- Born: 20 February 1893 Findlay, Ohio, U.S.
- Died: 3 April 1966 (aged 73) New York City, U.S.
- Spouse(s): Alison Smith (d. 1943) Anna Erskine (m. 1945)
- Children: Timothy Crouse Lindsay Crouse
- Relatives: Zosia Mamet (granddaughter) John Erskine (father-in-law)

= Russel Crouse =

American librettist and producer (1893–1966)

Russel Crouse (20 February 1893 – 3 April 1966) was an American playwright and librettist, best known for his work in the Broadway writing partnership of Lindsay and Crouse.

==Life and career==
Born in Findlay, Ohio, Crouse was the son of Sarah (née Schumacher) and Hiram Powers Crouse, a newspaperman. He began his Broadway career in 1928 as an actor in the play Gentlemen of the Press, in which he played Bellflower. By 1931, however, he had turned his attention to writing, penning the book for the musical The Gang's All Here, collaborating with Frank McCoy, Morrie Ryskind and Oscar Hammerstein II.

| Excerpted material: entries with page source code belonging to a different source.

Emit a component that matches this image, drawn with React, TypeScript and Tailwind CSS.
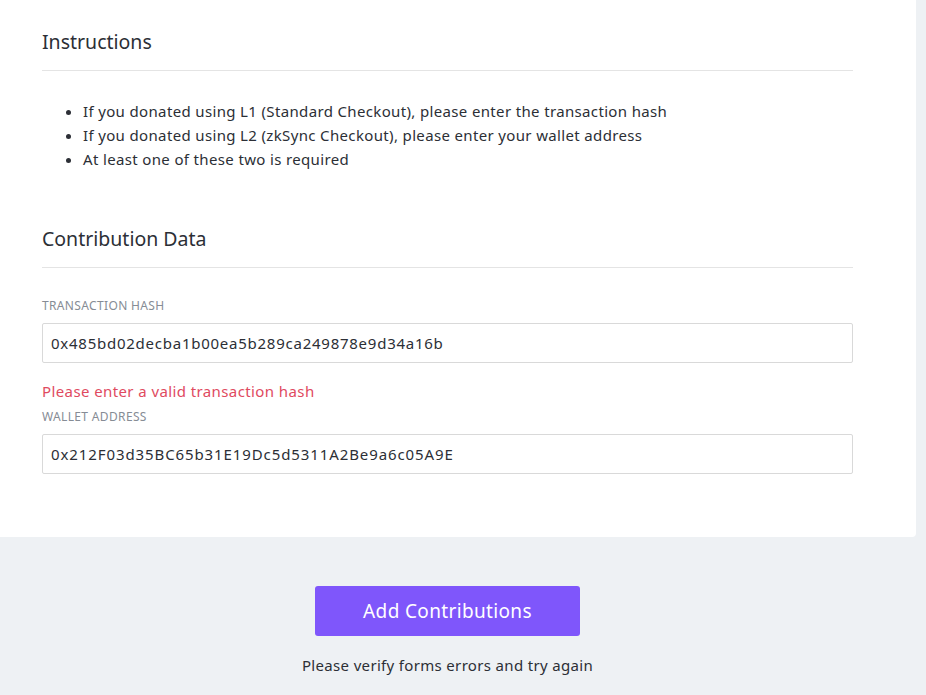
export default function App() {
  return (
    <div className="min-h-[695px] bg-[#eef1f4] text-[#2c2f36]" style={{ fontFamily: '"Noto Sans", sans-serif' }}>
      <div className="w-[916px] bg-white rounded-br-[4px] pl-[42px] pr-[63px] pt-[28px] pb-[63px]">
        <h2 className="text-[19.5px] leading-[28px] text-[#2c2f36]">Instructions</h2>
        <div className="mt-[14px] border-t border-[#e4e4e4]" />
        <ul className="mt-[28px] pl-[41px] list-disc text-[15px] leading-[24px] tracking-[0.35px]">
          <li>If you donated using L1 (Standard Checkout), please enter the transaction hash</li>
          <li>If you donated using L2 (zkSync Checkout), please enter your wallet address</li>
          <li>At least one of these two is required</li>
        </ul>
        <h2 className="mt-[54px] text-[19.5px] leading-[28px] text-[#2c2f36]">Contribution Data</h2>
        <div className="mt-[14px] border-t border-[#e4e4e4]" />
        <label className="block mt-[30px] text-[12px] leading-[16px] tracking-[0.35px] text-[#868c95] uppercase">Transaction Hash</label>
        <div className="mt-[9px] h-[40px] border border-[#d9d9d9] rounded-[2px] flex items-center px-[8px] text-[15px] tracking-[0.75px]">
          0x485bd02decba1b00ea5b289ca249878e9d34a16b
        </div>
        <div className="mt-[18px] text-[15px] leading-[20px] tracking-[0.4px] text-[#e04a5f]">Please enter a valid transaction hash</div>
        <label className="block mt-[8px] text-[12px] leading-[16px] tracking-[0.35px] text-[#868c95] uppercase">Wallet Address</label>
        <div className="mt-[9px] h-[40px] border border-[#d9d9d9] rounded-[2px] flex items-center px-[8px] text-[15px] tracking-[0.9px]">
          0x212F03d35BC65b31E19Dc5d5311A2Be9a6c05A9E
        </div>
      </div>
      <div className="flex flex-col items-center pt-[49px] pr-[31px]">
        <button className="w-[265px] h-[50px] rounded-[3px] bg-[#7f56fb] text-white text-[19px] tracking-[0.35px]">Add Contributions</button>
        <div className="mt-[19px] text-[15px] leading-[20px] tracking-[0.33px]">Please verify forms errors and try again</div>
      </div>
    </div>
  );
}
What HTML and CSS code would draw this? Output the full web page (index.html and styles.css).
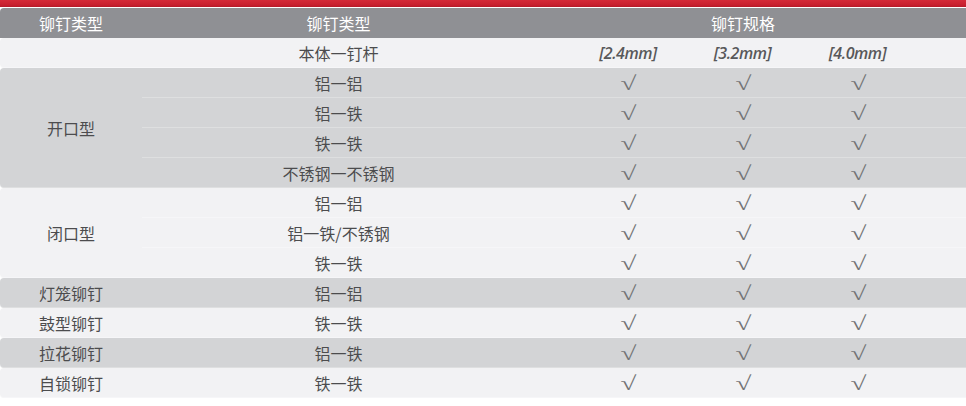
FILE: index.html
```html
<!DOCTYPE html>
<html lang="zh-CN">
<head>
<meta charset="utf-8">
<title>铆钉规格</title>
<link rel="stylesheet" href="styles.css">
</head>
<body>
<div class="topbar"></div>
<table class="spec">
  <colgroup>
    <col class="c-type"><col class="c-mat"><col class="c-size"><col class="c-size2"><col class="c-size2"><col class="c-rest">
  </colgroup>
  <thead>
    <tr class="head">
      <th class="first">铆钉类型</th>
      <th class="mat">铆钉类型</th>
      <th colspan="3">铆钉规格</th>
      <th></th>
    </tr>
  </thead>
  <tbody>
    <tr class="light">
      <td class="first"></td>
      <td class="mat">本体一钉杆</td>
      <td class="size">[2.4mm]</td>
      <td class="size">[3.2mm]</td>
      <td class="size">[4.0mm]</td>
      <td></td>
    </tr>
    <tr class="gray">
      <td class="first" rowspan="4">开口型</td>
      <td class="mat">铝一铝</td>
      <td class="ok"><span>√</span></td><td class="ok"><span>√</span></td><td class="ok"><span>√</span></td><td></td>
    </tr>
    <tr class="gray">
      <td class="mat">铝一铁</td>
      <td class="ok"><span>√</span></td><td class="ok"><span>√</span></td><td class="ok"><span>√</span></td><td></td>
    </tr>
    <tr class="gray">
      <td class="mat">铁一铁</td>
      <td class="ok"><span>√</span></td><td class="ok"><span>√</span></td><td class="ok"><span>√</span></td><td></td>
    </tr>
    <tr class="gray">
      <td class="mat">不锈钢一不锈钢</td>
      <td class="ok"><span>√</span></td><td class="ok"><span>√</span></td><td class="ok"><span>√</span></td><td></td>
    </tr>
    <tr class="light">
      <td class="first" rowspan="3">闭口型</td>
      <td class="mat">铝一铝</td>
      <td class="ok"><span>√</span></td><td class="ok"><span>√</span></td><td class="ok"><span>√</span></td><td></td>
    </tr>
    <tr class="light">
      <td class="mat">铝一铁/不锈钢</td>
      <td class="ok"><span>√</span></td><td class="ok"><span>√</span></td><td class="ok"><span>√</span></td><td></td>
    </tr>
    <tr class="light">
      <td class="mat">铁一铁</td>
      <td class="ok"><span>√</span></td><td class="ok"><span>√</span></td><td class="ok"><span>√</span></td><td></td>
    </tr>
    <tr class="gray">
      <td class="first">灯笼铆钉</td>
      <td class="mat">铝一铝</td>
      <td class="ok"><span>√</span></td><td class="ok"><span>√</span></td><td class="ok"><span>√</span></td><td></td>
    </tr>
    <tr class="light">
      <td class="first">鼓型铆钉</td>
      <td class="mat">铁一铁</td>
      <td class="ok"><span>√</span></td><td class="ok"><span>√</span></td><td class="ok"><span>√</span></td><td></td>
    </tr>
    <tr class="gray">
      <td class="first">拉花铆钉</td>
      <td class="mat">铝一铁</td>
      <td class="ok"><span>√</span></td><td class="ok"><span>√</span></td><td class="ok"><span>√</span></td><td></td>
    </tr>
    <tr class="light">
      <td class="first">自锁铆钉</td>
      <td class="mat">铁一铁</td>
      <td class="ok"><span>√</span></td><td class="ok"><span>√</span></td><td class="ok"><span>√</span></td><td></td>
    </tr>
  </tbody>
</table>
</body>
</html>
```

FILE: styles.css
```css
html, body {
  margin: 0;
  padding: 0;
  background: #ffffff;
}

body {
  width: 966px;
  font-family: "Noto Sans CJK SC", "Noto Sans", sans-serif;
  color: #4c4c4e;
}

.topbar {
  height: 7px;
  margin-bottom: 1px;
  background: linear-gradient(to bottom, #d52a38 0%, #c8202f 70%, #b51a29 100%);
}

.spec {
  width: 966px;
  border-collapse: separate;
  border-spacing: 0;
  table-layout: fixed;
}

.c-type { width: 142px; }
.c-mat { width: 429px; }
.c-size { width: 114px; }
.c-size2 { width: 115px; }
.c-rest { width: 51px; }

.spec th,
.spec td {
  height: 30px;
  padding: 0;
  text-align: center;
  vertical-align: middle;
  font-size: 16px;
  font-weight: normal;
  line-height: 20px;
  box-sizing: border-box;
}

.head th {
  background: #8f9094;
  color: #ffffff;
}

.head th.first {
  border-radius: 4px 0 0 0;
}

.spec .mat {
  padding-right: 36px;
}

.light td {
  background: #f2f2f4;
  box-shadow: inset 0 -1px 0 rgba(255, 255, 255, 0.35);
}

.gray td {
  background: #d3d4d6;
  box-shadow: inset 0 -1px 0 rgba(255, 255, 255, 0.25);
}

.spec td.first {
  border-radius: 4px 0 0 4px;
}

.spec td.size {
  font-family: "Open Sans", "Liberation Sans", sans-serif;
  font-style: italic;
  font-weight: 600;
  font-size: 16px;
  color: #58585a;
  letter-spacing: -0.4px;
}

.spec td.ok {
  font-family: "Liberation Serif", "DejaVu Serif", serif;
  font-size: 20px;
  line-height: 22px;
  color: #747476;
}

.spec td.ok span {
  display: inline-block;
  transform: scaleX(1.45);
  margin-left: 1px;
}
```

His first work with his long-time partner Howard Lindsay came in 1934, when the two men revised the P. G. Wodehouse/Guy Bolton book for the Cole Porter musical Anything Goes. They then went on to adapt Clarence Day's Life with Father, which became one of the longest running Broadway plays.

Lindsay and Crouse later became Broadway producers, often acting in that capacity for their own work. They also owned and operated the Hudson Theatre on 44th Street in New York City.

Perhaps their best-known collaboration was on the book for the 1960 Tony Award-winning musical The Sound of Music, which featured music by Richard Rodgers and lyrics by Crouse's old collaborator Oscar Hammerstein II. Their 1946 play State of the Union won that year's Pulitzer Prize for Drama. They also collaborated on Call Me Madam, Happy Hunting, Mr. President, and The Great Sebastians (1955). Crouse joined The Lambs social club in 1941 and remained a member until his death.

Crouse is the father of writer Timothy Crouse, and named his actress daughter Lindsay Ann Crouse in an intentional tribute to his collaboration with Howard Lindsay.